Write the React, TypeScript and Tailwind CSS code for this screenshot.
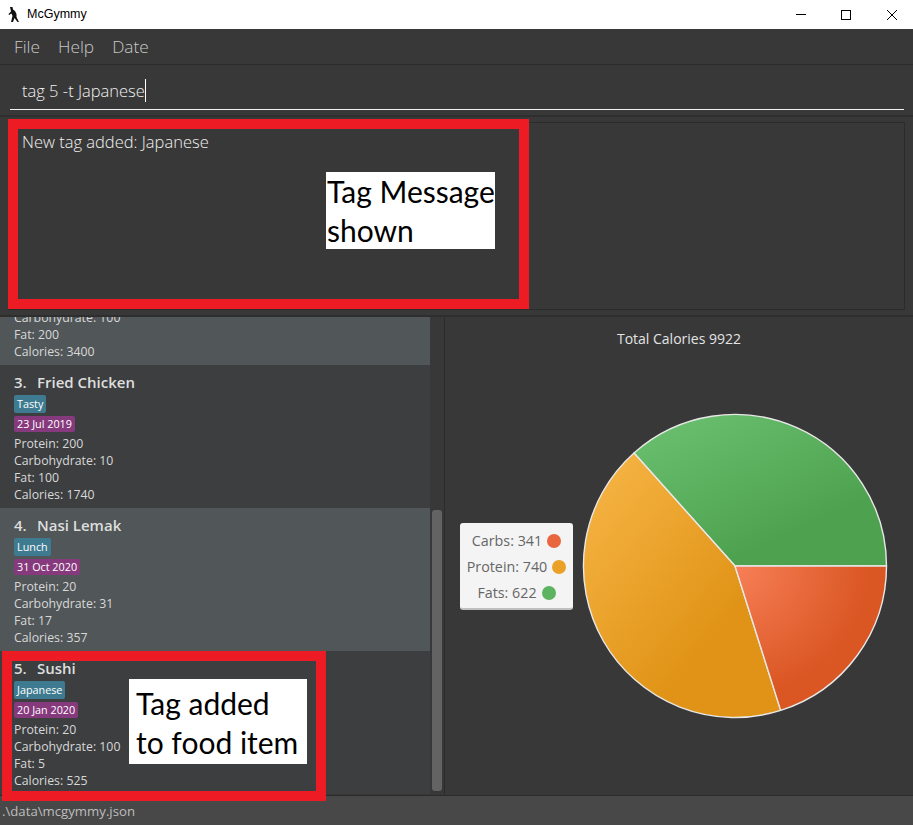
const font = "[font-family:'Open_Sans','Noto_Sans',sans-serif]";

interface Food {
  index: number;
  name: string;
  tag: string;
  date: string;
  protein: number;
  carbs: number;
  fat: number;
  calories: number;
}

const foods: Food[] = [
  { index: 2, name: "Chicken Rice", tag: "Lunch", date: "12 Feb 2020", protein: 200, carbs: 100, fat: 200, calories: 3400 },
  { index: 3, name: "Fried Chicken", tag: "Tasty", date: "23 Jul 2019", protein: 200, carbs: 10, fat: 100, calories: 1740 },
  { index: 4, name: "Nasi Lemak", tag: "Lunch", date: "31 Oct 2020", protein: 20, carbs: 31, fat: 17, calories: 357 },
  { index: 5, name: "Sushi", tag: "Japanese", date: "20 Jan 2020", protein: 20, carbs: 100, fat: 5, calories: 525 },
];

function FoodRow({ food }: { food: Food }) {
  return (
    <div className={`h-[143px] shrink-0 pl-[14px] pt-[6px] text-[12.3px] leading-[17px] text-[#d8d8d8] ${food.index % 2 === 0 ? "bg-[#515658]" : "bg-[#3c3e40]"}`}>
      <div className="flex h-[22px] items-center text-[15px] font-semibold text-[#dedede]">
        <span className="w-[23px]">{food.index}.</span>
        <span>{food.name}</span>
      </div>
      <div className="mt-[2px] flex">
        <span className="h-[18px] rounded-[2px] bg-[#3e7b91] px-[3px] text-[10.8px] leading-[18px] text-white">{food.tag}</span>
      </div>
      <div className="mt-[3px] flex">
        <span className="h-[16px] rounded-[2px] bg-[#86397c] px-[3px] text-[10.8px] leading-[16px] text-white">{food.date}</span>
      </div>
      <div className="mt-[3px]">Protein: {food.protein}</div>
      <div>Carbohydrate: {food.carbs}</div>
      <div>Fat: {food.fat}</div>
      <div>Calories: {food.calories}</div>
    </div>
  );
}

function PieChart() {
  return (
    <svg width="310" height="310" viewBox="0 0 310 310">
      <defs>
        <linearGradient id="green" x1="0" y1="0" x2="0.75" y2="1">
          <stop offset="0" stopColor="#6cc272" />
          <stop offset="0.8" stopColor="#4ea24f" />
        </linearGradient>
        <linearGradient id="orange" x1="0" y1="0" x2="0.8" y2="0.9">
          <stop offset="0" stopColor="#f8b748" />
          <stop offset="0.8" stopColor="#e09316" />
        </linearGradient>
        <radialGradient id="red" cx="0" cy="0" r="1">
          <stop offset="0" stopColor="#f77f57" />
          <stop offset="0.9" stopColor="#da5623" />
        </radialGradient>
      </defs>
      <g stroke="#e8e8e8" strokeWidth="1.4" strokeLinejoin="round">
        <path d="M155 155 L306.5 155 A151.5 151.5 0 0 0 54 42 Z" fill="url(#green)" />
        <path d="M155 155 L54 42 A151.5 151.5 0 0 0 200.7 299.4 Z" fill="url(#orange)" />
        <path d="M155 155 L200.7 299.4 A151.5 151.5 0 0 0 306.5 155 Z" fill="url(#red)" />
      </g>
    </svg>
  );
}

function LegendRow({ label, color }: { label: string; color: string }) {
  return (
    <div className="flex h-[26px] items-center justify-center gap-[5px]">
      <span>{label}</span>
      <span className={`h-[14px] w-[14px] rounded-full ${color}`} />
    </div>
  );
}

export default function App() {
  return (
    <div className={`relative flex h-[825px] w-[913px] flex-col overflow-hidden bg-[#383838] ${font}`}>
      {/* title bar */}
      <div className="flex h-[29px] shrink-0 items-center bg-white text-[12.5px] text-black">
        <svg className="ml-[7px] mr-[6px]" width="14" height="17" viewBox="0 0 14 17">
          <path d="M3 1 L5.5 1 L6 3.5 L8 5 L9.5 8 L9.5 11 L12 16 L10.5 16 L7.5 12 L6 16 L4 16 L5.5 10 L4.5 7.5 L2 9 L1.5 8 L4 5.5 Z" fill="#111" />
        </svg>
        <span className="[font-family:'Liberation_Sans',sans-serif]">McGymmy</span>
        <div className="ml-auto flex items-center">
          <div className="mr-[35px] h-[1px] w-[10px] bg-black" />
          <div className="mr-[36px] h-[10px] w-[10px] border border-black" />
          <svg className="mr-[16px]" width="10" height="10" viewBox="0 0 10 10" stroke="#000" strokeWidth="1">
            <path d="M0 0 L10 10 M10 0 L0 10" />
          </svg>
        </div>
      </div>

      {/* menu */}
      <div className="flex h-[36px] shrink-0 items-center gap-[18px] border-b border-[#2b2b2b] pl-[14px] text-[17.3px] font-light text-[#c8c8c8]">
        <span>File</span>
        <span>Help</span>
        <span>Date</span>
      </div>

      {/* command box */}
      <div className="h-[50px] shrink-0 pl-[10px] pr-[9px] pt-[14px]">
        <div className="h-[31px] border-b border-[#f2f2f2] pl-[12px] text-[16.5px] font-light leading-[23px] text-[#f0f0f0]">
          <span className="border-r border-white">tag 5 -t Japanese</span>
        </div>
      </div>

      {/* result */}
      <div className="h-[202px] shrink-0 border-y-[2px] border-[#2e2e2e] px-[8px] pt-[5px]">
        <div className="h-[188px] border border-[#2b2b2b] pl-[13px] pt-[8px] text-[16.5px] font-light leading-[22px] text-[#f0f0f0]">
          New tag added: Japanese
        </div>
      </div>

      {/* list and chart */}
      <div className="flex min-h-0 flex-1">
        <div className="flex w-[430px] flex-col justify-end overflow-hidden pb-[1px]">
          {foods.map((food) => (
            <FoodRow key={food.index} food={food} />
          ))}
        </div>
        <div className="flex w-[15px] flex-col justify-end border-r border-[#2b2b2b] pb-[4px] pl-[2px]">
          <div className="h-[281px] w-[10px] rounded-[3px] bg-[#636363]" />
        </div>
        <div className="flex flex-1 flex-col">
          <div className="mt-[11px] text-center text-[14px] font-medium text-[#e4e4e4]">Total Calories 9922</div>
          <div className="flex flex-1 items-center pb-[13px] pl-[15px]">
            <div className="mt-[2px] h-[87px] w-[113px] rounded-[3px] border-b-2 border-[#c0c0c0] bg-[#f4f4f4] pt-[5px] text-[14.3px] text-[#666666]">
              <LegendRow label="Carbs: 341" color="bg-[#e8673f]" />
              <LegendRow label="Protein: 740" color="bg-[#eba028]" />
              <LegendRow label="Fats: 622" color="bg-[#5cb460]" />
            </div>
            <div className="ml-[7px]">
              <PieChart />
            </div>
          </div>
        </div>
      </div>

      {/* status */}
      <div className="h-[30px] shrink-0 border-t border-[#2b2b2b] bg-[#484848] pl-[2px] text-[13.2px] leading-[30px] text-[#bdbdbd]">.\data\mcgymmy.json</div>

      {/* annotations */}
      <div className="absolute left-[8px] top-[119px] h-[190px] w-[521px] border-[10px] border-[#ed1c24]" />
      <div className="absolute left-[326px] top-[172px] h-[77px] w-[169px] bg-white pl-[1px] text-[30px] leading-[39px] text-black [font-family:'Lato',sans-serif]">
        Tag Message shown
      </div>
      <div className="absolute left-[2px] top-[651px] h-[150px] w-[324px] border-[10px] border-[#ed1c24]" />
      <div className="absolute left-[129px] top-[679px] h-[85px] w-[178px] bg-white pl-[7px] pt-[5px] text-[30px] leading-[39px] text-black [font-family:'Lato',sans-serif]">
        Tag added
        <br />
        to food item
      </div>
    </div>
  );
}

---

> _Aim_
Transcribe the material exactly, keeping every word and none of the pictures.

> _Solution to the exercise_
Write the React, TypeScript and Tailwind CSS code for this screenshot.
const font = "[font-family:'Open_Sans','Noto_Sans',sans-serif]";

interface Food {
  index: number;
  name: string;
  tag: string;
  date: string;
  protein: number;
  carbs: number;
  fat: number;
  calories: number;
}

const foods: Food[] = [
  { index: 2, name: "Chicken Rice", tag: "Lunch", date: "12 Feb 2020", protein: 200, carbs: 100, fat: 200, calories: 3400 },
  { index: 3, name: "Fried Chicken", tag: "Tasty", date: "23 Jul 2019", protein: 200, carbs: 10, fat: 100, calories: 1740 },
  { index: 4, name: "Nasi Lemak", tag: "Lunch", date: "31 Oct 2020", protein: 20, carbs: 31, fat: 17, calories: 357 },
  { index: 5, name: "Sushi", tag: "Japanese", date: "20 Jan 2020", protein: 20, carbs: 100, fat: 5, calories: 525 },
];

function FoodRow({ food }: { food: Food }) {
  return (
    <div className={`h-[143px] shrink-0 pl-[14px] pt-[6px] text-[12.3px] leading-[17px] text-[#d8d8d8] ${food.index % 2 === 0 ? "bg-[#515658]" : "bg-[#3c3e40]"}`}>
      <div className="flex h-[22px] items-center text-[15px] font-semibold text-[#dedede]">
        <span className="w-[23px]">{food.index}.</span>
        <span>{food.name}</span>
      </div>
      <div className="mt-[2px] flex">
        <span className="h-[18px] rounded-[2px] bg-[#3e7b91] px-[3px] text-[10.8px] leading-[18px] text-white">{food.tag}</span>
      </div>
      <div className="mt-[3px] flex">
        <span className="h-[16px] rounded-[2px] bg-[#86397c] px-[3px] text-[10.8px] leading-[16px] text-white">{food.date}</span>
      </div>
      <div className="mt-[3px]">Protein: {food.protein}</div>
      <div>Carbohydrate: {food.carbs}</div>
      <div>Fat: {food.fat}</div>
      <div>Calories: {food.calories}</div>
    </div>
  );
}

function PieChart() {
  return (
    <svg width="310" height="310" viewBox="0 0 310 310">
      <defs>
        <linearGradient id="green" x1="0" y1="0" x2="0.75" y2="1">
          <stop offset="0" stopColor="#6cc272" />
          <stop offset="0.8" stopColor="#4ea24f" />
        </linearGradient>
        <linearGradient id="orange" x1="0" y1="0" x2="0.8" y2="0.9">
          <stop offset="0" stopColor="#f8b748" />
          <stop offset="0.8" stopColor="#e09316" />
        </linearGradient>
        <radialGradient id="red" cx="0" cy="0" r="1">
          <stop offset="0" stopColor="#f77f57" />
          <stop offset="0.9" stopColor="#da5623" />
        </radialGradient>
      </defs>
      <g stroke="#e8e8e8" strokeWidth="1.4" strokeLinejoin="round">
        <path d="M155 155 L306.5 155 A151.5 151.5 0 0 0 54 42 Z" fill="url(#green)" />
        <path d="M155 155 L54 42 A151.5 151.5 0 0 0 200.7 299.4 Z" fill="url(#orange)" />
        <path d="M155 155 L200.7 299.4 A151.5 151.5 0 0 0 306.5 155 Z" fill="url(#red)" />
      </g>
    </svg>
  );
}

function LegendRow({ label, color }: { label: string; color: string }) {
  return (
    <div className="flex h-[26px] items-center justify-center gap-[5px]">
      <span>{label}</span>
      <span className={`h-[14px] w-[14px] rounded-full ${color}`} />
    </div>
  );
}

export default function App() {
  return (
    <div className={`relative flex h-[825px] w-[913px] flex-col overflow-hidden bg-[#383838] ${font}`}>
      {/* title bar */}
      <div className="flex h-[29px] shrink-0 items-center bg-white text-[12.5px] text-black">
        <svg className="ml-[7px] mr-[6px]" width="14" height="17" viewBox="0 0 14 17">
          <path d="M3 1 L5.5 1 L6 3.5 L8 5 L9.5 8 L9.5 11 L12 16 L10.5 16 L7.5 12 L6 16 L4 16 L5.5 10 L4.5 7.5 L2 9 L1.5 8 L4 5.5 Z" fill="#111" />
        </svg>
        <span className="[font-family:'Liberation_Sans',sans-serif]">McGymmy</span>
        <div className="ml-auto flex items-center">
          <div className="mr-[35px] h-[1px] w-[10px] bg-black" />
          <div className="mr-[36px] h-[10px] w-[10px] border border-black" />
          <svg className="mr-[16px]" width="10" height="10" viewBox="0 0 10 10" stroke="#000" strokeWidth="1">
            <path d="M0 0 L10 10 M10 0 L0 10" />
          </svg>
        </div>
      </div>

      {/* menu */}
      <div className="flex h-[36px] shrink-0 items-center gap-[18px] border-b border-[#2b2b2b] pl-[14px] text-[17.3px] font-light text-[#c8c8c8]">
        <span>File</span>
        <span>Help</span>
        <span>Date</span>
      </div>

      {/* command box */}
      <div className="h-[50px] shrink-0 pl-[10px] pr-[9px] pt-[14px]">
        <div className="h-[31px] border-b border-[#f2f2f2] pl-[12px] text-[16.5px] font-light leading-[23px] text-[#f0f0f0]">
          <span className="border-r border-white">tag 5 -t Japanese</span>
        </div>
      </div>

      {/* result */}
      <div className="h-[202px] shrink-0 border-y-[2px] border-[#2e2e2e] px-[8px] pt-[5px]">
        <div className="h-[188px] border border-[#2b2b2b] pl-[13px] pt-[8px] text-[16.5px] font-light leading-[22px] text-[#f0f0f0]">
          New tag added: Japanese
        </div>
      </div>

      {/* list and chart */}
      <div className="flex min-h-0 flex-1">
        <div className="flex w-[430px] flex-col justify-end overflow-hidden pb-[1px]">
          {foods.map((food) => (
            <FoodRow key={food.index} food={food} />
          ))}
        </div>
        <div className="flex w-[15px] flex-col justify-end border-r border-[#2b2b2b] pb-[4px] pl-[2px]">
          <div className="h-[281px] w-[10px] rounded-[3px] bg-[#636363]" />
        </div>
        <div className="flex flex-1 flex-col">
          <div className="mt-[11px] text-center text-[14px] font-medium text-[#e4e4e4]">Total Calories 9922</div>
          <div className="flex flex-1 items-center pb-[13px] pl-[15px]">
            <div className="mt-[2px] h-[87px] w-[113px] rounded-[3px] border-b-2 border-[#c0c0c0] bg-[#f4f4f4] pt-[5px] text-[14.3px] text-[#666666]">
              <LegendRow label="Carbs: 341" color="bg-[#e8673f]" />
              <LegendRow label="Protein: 740" color="bg-[#eba028]" />
              <LegendRow label="Fats: 622" color="bg-[#5cb460]" />
            </div>
            <div className="ml-[7px]">
              <PieChart />
            </div>
          </div>
        </div>
      </div>

      {/* status */}
      <div className="h-[30px] shrink-0 border-t border-[#2b2b2b] bg-[#484848] pl-[2px] text-[13.2px] leading-[30px] text-[#bdbdbd]">.\data\mcgymmy.json</div>

      {/* annotations */}
      <div className="absolute left-[8px] top-[119px] h-[190px] w-[521px] border-[10px] border-[#ed1c24]" />
      <div className="absolute left-[326px] top-[172px] h-[77px] w-[169px] bg-white pl-[1px] text-[30px] leading-[39px] text-black [font-family:'Lato',sans-serif]">
        Tag Message shown
      </div>
      <div className="absolute left-[2px] top-[651px] h-[150px] w-[324px] border-[10px] border-[#ed1c24]" />
      <div className="absolute left-[129px] top-[679px] h-[85px] w-[178px] bg-white pl-[7px] pt-[5px] text-[30px] leading-[39px] text-black [font-family:'Lato',sans-serif]">
        Tag added
        <br />
        to food item
      </div>
    </div>
  );
}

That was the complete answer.